### Problem description
From the first line of the data down to and including the line with "import React from", copy everything exactly, leaving out pictures.

### Available data
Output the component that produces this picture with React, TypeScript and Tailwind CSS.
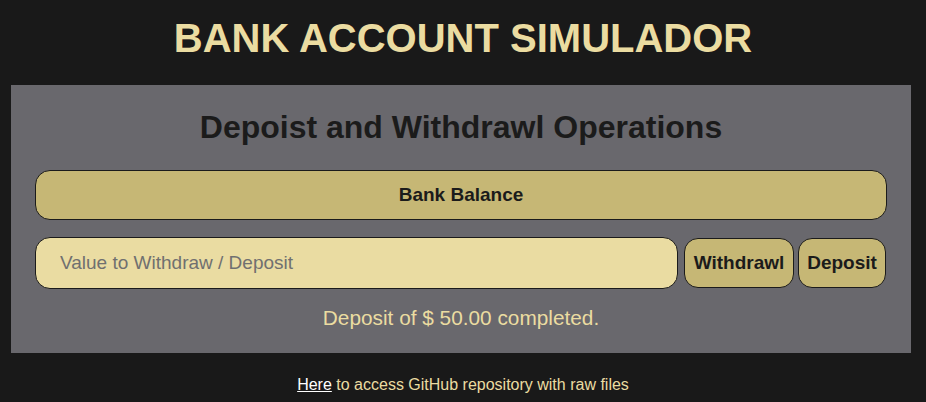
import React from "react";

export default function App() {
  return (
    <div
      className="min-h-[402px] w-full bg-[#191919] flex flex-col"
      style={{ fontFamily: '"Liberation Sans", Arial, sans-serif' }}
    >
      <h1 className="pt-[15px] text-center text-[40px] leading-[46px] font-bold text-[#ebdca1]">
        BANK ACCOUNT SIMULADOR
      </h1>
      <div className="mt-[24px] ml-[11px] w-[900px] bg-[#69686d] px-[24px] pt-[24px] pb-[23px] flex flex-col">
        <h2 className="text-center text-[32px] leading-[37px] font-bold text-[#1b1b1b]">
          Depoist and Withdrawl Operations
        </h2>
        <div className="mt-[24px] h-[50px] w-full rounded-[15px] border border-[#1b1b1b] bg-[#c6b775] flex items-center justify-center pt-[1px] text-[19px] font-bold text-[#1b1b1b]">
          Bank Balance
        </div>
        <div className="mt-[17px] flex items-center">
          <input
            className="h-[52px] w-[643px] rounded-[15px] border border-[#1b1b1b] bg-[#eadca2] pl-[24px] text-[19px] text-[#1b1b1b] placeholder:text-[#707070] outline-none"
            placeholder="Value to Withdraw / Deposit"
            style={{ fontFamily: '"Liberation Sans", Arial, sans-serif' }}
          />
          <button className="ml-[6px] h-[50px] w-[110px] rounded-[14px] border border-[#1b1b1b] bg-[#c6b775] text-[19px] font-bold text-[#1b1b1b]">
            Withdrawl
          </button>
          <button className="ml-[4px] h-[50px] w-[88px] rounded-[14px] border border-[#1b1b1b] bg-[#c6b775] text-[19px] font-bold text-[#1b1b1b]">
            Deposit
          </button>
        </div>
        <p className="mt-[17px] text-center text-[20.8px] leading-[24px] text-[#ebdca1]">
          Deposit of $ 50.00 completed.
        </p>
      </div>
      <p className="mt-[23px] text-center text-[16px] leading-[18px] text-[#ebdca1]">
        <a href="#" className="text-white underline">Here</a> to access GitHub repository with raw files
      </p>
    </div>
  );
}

### Answer to this exercise
Output the component that produces this picture with React, TypeScript and Tailwind CSS.
import React from "react";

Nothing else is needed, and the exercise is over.